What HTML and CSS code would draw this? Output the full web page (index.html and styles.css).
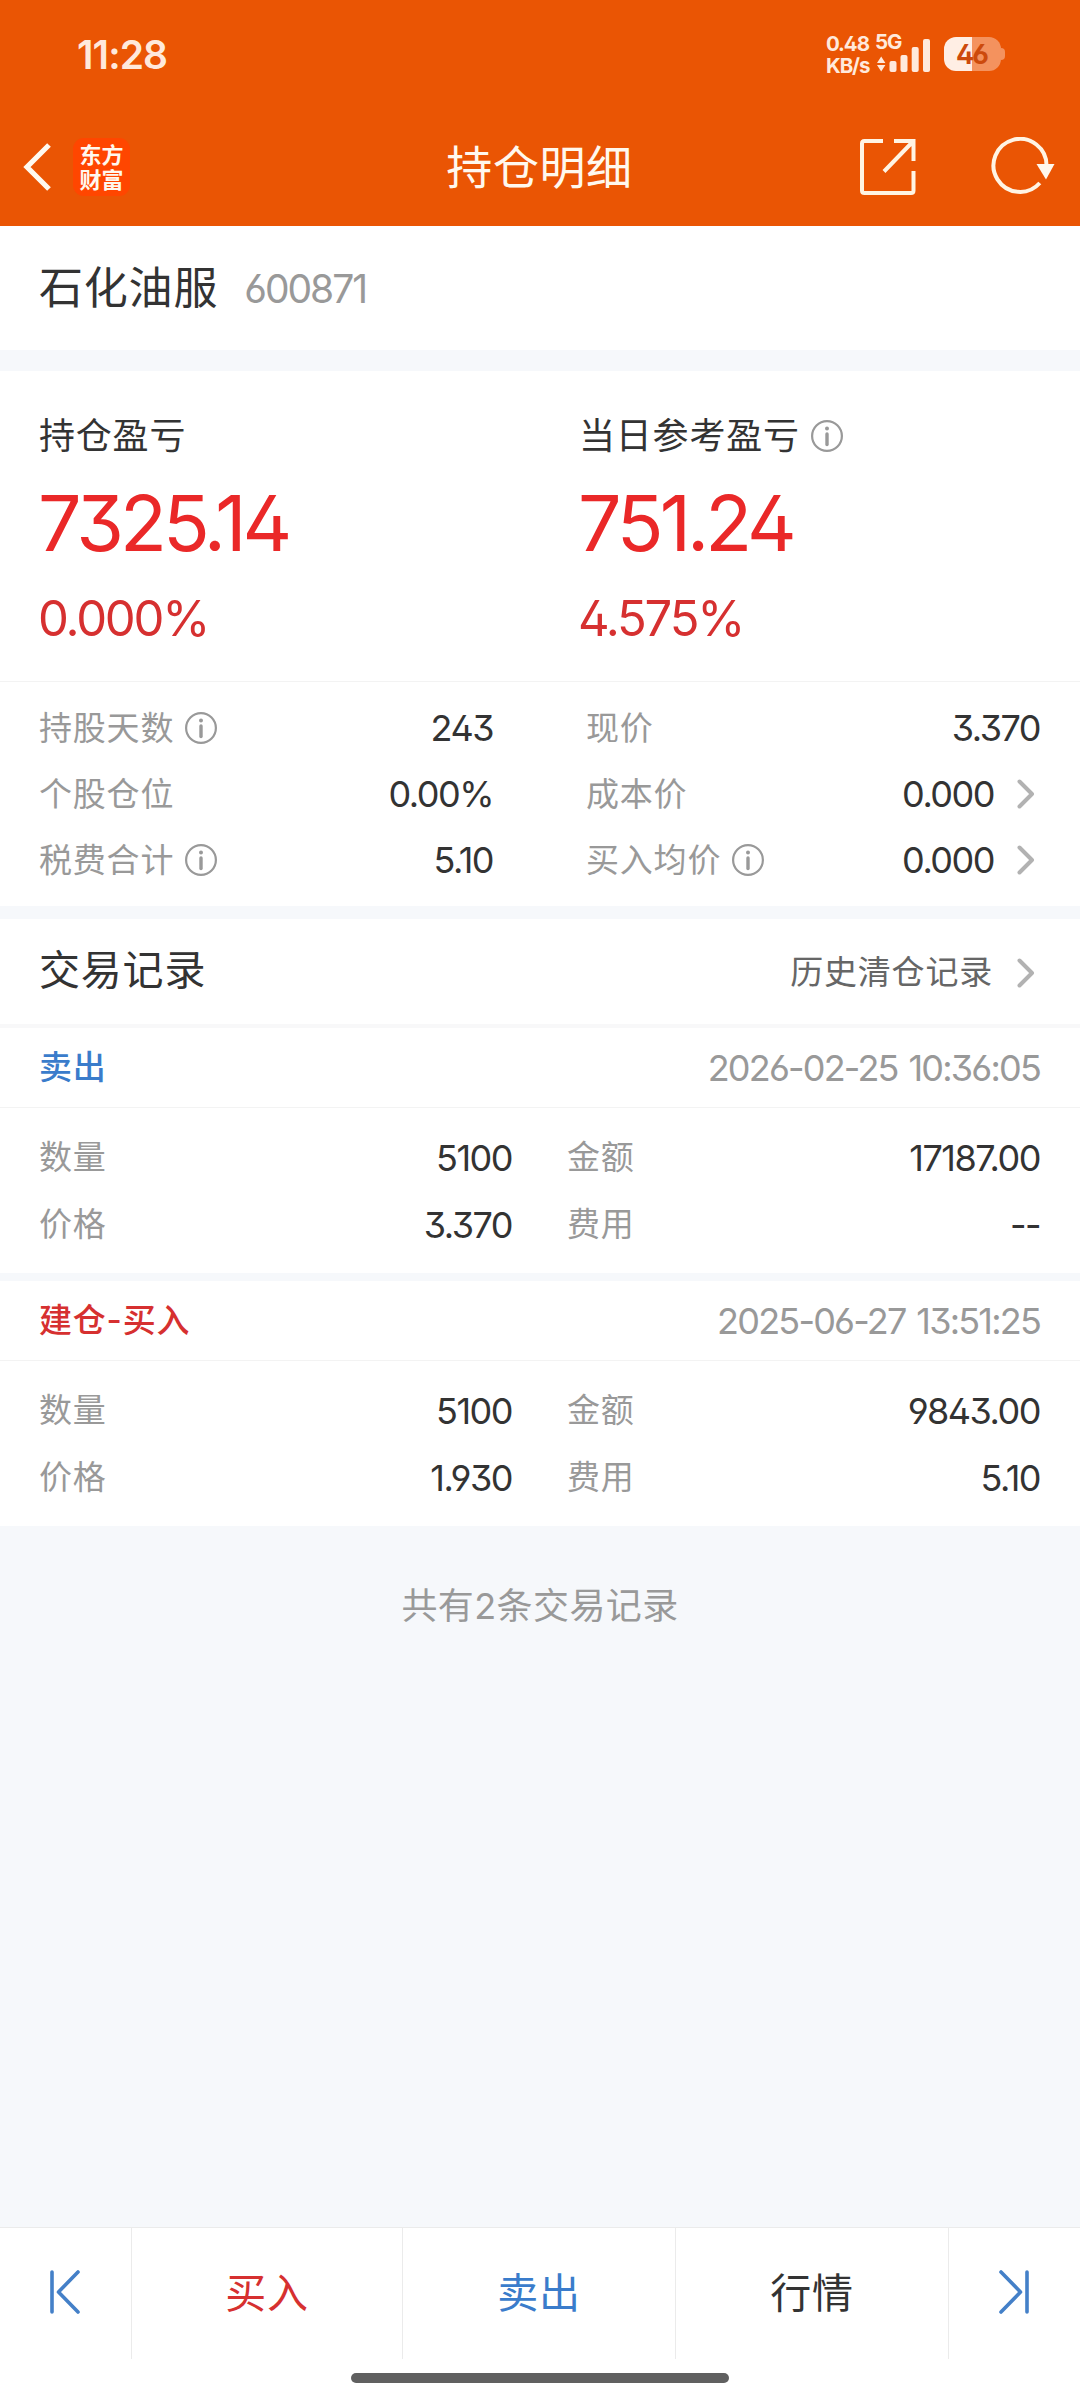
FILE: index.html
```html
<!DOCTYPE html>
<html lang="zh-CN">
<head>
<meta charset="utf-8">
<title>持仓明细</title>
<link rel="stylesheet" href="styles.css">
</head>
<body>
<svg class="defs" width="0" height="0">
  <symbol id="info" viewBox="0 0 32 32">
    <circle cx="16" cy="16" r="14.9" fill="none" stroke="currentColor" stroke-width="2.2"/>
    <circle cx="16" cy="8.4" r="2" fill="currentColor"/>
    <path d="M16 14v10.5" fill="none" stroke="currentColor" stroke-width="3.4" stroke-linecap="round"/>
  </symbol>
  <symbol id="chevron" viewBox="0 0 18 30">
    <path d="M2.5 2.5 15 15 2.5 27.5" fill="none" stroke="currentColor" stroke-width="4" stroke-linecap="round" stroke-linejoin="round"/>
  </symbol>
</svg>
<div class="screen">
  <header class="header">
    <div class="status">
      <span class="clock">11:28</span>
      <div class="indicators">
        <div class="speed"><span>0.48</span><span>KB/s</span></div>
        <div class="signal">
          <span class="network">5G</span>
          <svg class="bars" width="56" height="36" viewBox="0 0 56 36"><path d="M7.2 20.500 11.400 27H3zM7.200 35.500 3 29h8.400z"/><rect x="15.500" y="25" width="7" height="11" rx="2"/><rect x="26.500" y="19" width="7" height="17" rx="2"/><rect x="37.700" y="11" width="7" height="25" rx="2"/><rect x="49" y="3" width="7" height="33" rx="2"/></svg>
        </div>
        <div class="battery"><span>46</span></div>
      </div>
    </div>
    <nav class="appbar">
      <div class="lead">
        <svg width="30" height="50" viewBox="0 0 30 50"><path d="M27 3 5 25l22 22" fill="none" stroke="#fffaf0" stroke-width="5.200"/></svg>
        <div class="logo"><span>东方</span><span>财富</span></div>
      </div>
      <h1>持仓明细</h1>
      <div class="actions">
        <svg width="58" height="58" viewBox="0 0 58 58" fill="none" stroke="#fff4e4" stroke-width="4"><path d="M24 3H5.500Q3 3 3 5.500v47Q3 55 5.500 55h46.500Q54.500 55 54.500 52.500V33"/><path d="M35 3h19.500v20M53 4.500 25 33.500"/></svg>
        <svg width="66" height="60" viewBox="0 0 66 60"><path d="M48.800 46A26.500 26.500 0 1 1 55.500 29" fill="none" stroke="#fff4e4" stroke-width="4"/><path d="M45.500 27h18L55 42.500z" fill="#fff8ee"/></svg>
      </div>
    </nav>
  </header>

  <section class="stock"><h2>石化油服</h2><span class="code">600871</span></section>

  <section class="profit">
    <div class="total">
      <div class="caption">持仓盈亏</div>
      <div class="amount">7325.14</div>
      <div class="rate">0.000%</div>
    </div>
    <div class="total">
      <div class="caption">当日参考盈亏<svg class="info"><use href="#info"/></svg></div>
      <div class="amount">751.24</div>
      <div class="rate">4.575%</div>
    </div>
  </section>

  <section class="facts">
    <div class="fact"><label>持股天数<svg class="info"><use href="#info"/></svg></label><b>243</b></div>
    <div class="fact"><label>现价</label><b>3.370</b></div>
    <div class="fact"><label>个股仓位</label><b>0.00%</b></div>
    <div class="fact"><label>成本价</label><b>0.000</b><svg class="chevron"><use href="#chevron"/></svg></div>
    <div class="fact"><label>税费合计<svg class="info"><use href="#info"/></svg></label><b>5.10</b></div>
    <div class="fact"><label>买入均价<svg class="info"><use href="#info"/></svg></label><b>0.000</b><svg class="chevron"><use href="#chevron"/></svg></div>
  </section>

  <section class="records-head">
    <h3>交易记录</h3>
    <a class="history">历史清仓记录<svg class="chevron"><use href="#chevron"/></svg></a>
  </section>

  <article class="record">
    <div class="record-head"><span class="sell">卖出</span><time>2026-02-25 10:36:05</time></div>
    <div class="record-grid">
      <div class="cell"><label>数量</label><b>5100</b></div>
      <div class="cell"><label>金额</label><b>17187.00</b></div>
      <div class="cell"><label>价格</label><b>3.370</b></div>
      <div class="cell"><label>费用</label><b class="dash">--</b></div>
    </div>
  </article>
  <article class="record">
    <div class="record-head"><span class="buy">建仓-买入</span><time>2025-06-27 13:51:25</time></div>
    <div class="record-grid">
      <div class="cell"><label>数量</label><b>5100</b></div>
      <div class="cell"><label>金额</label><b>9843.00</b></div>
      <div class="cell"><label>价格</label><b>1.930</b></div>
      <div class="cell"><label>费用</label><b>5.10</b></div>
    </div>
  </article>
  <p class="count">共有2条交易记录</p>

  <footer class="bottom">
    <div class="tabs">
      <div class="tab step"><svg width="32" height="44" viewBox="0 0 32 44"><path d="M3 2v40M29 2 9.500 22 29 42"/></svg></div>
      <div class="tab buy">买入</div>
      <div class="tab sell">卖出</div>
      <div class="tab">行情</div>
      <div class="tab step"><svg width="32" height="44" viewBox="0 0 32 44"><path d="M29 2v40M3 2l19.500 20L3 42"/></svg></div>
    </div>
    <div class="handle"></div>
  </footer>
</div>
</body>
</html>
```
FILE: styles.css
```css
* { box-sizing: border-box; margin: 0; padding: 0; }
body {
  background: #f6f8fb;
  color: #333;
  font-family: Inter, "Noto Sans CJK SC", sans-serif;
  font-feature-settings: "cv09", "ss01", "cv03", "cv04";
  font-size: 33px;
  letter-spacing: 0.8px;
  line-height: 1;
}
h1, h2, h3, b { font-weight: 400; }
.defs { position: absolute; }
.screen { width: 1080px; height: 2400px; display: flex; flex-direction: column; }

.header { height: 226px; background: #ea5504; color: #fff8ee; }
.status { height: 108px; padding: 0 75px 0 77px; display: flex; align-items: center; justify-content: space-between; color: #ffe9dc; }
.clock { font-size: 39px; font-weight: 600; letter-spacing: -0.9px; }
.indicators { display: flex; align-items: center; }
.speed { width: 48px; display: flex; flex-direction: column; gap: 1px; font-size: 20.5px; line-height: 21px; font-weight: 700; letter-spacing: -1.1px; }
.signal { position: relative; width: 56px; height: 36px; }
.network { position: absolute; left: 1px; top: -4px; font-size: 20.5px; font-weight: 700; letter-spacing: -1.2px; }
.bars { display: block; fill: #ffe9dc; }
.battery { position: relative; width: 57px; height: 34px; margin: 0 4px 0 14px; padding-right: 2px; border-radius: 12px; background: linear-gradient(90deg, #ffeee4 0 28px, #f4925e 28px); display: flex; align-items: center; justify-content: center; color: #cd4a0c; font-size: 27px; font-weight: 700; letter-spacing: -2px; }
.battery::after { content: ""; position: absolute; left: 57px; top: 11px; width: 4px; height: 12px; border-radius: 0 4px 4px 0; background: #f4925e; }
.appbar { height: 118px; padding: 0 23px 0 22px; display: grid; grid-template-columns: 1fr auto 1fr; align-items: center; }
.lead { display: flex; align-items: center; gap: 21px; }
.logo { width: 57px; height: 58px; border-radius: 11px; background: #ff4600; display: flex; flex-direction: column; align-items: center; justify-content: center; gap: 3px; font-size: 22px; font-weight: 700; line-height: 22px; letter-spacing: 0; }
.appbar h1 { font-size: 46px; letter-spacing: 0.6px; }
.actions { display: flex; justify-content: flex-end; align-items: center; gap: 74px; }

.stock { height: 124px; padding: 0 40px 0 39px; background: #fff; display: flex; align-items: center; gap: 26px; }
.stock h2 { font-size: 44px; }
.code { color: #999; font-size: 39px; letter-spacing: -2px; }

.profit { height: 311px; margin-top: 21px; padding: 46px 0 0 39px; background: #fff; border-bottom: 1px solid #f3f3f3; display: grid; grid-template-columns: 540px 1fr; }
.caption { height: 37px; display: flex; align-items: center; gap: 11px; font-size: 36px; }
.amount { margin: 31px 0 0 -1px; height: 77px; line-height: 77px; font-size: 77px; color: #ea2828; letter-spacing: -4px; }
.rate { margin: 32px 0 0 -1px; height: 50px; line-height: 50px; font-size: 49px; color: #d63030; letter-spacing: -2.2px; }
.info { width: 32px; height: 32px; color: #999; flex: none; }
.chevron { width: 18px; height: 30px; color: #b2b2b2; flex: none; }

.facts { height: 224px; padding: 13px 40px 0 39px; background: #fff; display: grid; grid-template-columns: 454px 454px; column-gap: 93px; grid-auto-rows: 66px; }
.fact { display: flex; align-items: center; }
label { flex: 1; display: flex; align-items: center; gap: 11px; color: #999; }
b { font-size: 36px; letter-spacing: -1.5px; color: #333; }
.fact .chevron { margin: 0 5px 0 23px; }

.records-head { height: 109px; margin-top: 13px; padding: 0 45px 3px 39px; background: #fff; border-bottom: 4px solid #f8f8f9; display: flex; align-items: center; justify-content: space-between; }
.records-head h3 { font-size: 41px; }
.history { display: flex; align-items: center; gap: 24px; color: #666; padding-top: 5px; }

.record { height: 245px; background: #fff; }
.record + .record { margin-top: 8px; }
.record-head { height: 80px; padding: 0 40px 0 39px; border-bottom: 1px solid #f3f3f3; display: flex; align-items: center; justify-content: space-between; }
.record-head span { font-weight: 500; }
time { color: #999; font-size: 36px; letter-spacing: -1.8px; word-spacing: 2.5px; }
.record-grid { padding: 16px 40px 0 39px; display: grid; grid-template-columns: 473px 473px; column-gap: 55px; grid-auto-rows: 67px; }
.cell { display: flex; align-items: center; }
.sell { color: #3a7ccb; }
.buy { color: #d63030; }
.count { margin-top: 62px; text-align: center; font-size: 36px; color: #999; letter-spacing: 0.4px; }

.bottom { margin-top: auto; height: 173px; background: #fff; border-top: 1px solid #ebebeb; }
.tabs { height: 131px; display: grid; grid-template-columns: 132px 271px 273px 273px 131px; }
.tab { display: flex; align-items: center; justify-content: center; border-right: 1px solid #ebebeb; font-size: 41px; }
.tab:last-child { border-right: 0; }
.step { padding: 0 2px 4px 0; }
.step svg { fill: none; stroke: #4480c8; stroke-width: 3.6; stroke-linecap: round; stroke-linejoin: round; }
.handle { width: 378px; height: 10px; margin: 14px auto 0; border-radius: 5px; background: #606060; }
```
◆ ◆ ◆ ◆
The task: Find how many of the lines above have the word "index" in them. State only that number.

Written solution: 2